In this exhibition, Four Photographers, we see curator and photographer Yojiro Imasaka choosing artists who might seem, at first glance, to be concerned with entirely different aesthetic issues. But as the show coheres, we sense the commonality in the various work.

Here we encounter issues of identity, mostly, but also subtle nods at freedom, protest, gender, and more. What we are reminded of, mainly, in Four Photographers, is how completely the personal can become not just political but also universal. Each of us walks the world as a human camera. The artists in this show, we realize, simply have the determination to act on the urge to transpose the private into the public - and with powerful results.

The World Surrounding Us
– By Yojiro Imasaka

The four artists in this exhibition are all from the same generation as me and are based in New York. Though on the surface they are quite different from each other, there is a commonality in their work in that they all express important messages based on their own experience through the medium of photography. The world surrounding us is changing rapidly with the passage of time, but issues of culture, society, politics, and the environment remain major concerns in life, regardless of era. These are evergreen topics for art, and the artists in this show grapple with these things in various ways.

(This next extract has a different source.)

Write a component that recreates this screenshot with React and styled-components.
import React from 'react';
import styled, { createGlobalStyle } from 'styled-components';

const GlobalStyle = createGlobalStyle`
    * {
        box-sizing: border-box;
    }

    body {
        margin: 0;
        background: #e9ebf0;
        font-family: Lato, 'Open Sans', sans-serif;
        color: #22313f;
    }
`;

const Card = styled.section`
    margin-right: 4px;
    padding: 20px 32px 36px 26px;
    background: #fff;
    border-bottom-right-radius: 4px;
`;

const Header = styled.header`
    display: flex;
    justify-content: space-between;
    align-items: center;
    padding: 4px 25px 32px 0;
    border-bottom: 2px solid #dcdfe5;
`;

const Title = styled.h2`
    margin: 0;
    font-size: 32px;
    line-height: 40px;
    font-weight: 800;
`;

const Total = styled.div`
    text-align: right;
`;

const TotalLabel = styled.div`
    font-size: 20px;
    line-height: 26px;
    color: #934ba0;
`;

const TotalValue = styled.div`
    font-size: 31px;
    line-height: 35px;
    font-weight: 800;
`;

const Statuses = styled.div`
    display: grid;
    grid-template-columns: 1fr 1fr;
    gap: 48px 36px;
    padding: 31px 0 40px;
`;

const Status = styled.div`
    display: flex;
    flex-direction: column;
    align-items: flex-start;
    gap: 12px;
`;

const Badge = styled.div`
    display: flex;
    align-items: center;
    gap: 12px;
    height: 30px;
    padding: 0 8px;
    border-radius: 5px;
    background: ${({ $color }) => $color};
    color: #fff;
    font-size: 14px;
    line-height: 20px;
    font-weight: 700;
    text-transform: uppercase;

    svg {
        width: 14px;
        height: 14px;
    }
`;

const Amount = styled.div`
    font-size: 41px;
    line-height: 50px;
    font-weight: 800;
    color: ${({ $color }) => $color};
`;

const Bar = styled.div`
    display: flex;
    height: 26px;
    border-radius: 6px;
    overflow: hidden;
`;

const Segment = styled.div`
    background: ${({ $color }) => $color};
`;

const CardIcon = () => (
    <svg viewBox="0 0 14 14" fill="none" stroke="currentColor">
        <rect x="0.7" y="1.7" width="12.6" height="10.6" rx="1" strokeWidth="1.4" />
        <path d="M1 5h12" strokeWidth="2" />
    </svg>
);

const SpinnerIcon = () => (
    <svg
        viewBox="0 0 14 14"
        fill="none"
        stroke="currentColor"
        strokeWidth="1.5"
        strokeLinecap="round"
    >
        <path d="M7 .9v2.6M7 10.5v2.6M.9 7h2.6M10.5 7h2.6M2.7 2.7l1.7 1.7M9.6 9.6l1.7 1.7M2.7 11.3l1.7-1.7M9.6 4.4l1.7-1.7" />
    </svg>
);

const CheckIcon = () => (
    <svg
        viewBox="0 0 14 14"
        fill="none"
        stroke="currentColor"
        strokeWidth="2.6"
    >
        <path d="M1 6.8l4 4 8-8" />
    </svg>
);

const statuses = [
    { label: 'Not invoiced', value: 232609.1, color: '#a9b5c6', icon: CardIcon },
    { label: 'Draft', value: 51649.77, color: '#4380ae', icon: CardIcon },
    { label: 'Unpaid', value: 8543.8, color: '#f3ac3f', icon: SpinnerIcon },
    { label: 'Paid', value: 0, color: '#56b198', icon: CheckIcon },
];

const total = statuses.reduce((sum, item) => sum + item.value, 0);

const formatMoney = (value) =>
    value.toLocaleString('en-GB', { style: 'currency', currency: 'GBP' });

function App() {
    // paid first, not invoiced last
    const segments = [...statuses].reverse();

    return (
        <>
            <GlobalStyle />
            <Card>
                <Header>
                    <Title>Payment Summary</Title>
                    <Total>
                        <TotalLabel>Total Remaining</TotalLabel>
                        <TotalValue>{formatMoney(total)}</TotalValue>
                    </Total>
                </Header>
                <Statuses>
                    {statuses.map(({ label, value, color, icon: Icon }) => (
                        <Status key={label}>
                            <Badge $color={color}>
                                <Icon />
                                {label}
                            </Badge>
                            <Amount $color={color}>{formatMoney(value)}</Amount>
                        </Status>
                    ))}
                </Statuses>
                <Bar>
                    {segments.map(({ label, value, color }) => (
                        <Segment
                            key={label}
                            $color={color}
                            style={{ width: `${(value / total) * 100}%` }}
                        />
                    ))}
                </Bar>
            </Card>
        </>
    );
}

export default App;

Through her photographs, Pixy Liao asks questions about the concept of gender and the social roles it plays as filtered through her own life and cultural background. At first glance, these self-portrait works made with her partner Moro appear to simply be documenting their relationship. However, viewers may realize there is a sense of incongruity in the work. I believe this signals a glimpse into our own latent awareness of gender roles - and the dangers inherent in values that change with the times. Changes in this realm can come with feeling of ambiguity and opacity, and Liao’s work highlights those elements.

In talking about Eric Thornton’s work, it may be easiest to describe my relationship with him. I am an immigrant from Japan, and Eric is one of the Americans I have spent the most time with. I believe his openness to diversity has much to do with the fact that he was born and raised in New York, a city that is a microcosm of the world. And so, for him, it seems quite natural to have a strong resentment over the division of people caused by differences in political thought, religion, or race. Participating in numerous protests such as Black Lives Matter and documenting them, his series of works strongly impresses with the contemporaneity of photography by adding pictorial elements to the power of documentation.

In Nadia Sablin’s work, the sense of interplay between distance from and familiarity with the subject is indispensable. Born in Russia and raised in the United States, Nadia has been visiting her country of birth every year since her late twenties. In her eyes, the village where she spent her childhood summers is representative of the social and political realities across rural Russia. She focuses on the scenery and everyday life there, constructing a narrative that’s richer and more complex than the media-made perspective of Eastern and Western countries. Viewers might be surprised at how far our perceptions of Russia are divorced from the reality that is reflected in these images.

Roughly 200 years have passed since the birth of photography, but with the advent of digital devices such as digital cameras and smartphones, the idea of photography morphed from something you examine thoughtfully to something you swipe past in the pursuit of quick gratification. It is no longer possible to hold people’s attention on a single image for more than a few seconds. The mass media is flooded with photographic images as if pushed by the trend of mass consumption society, and it seems that people are reacting only to the surface. Because most of them are overly processed images, they become unnaturally homogenous, and there is a danger that even our thoughts will change unconsciously. Photography is this powerful.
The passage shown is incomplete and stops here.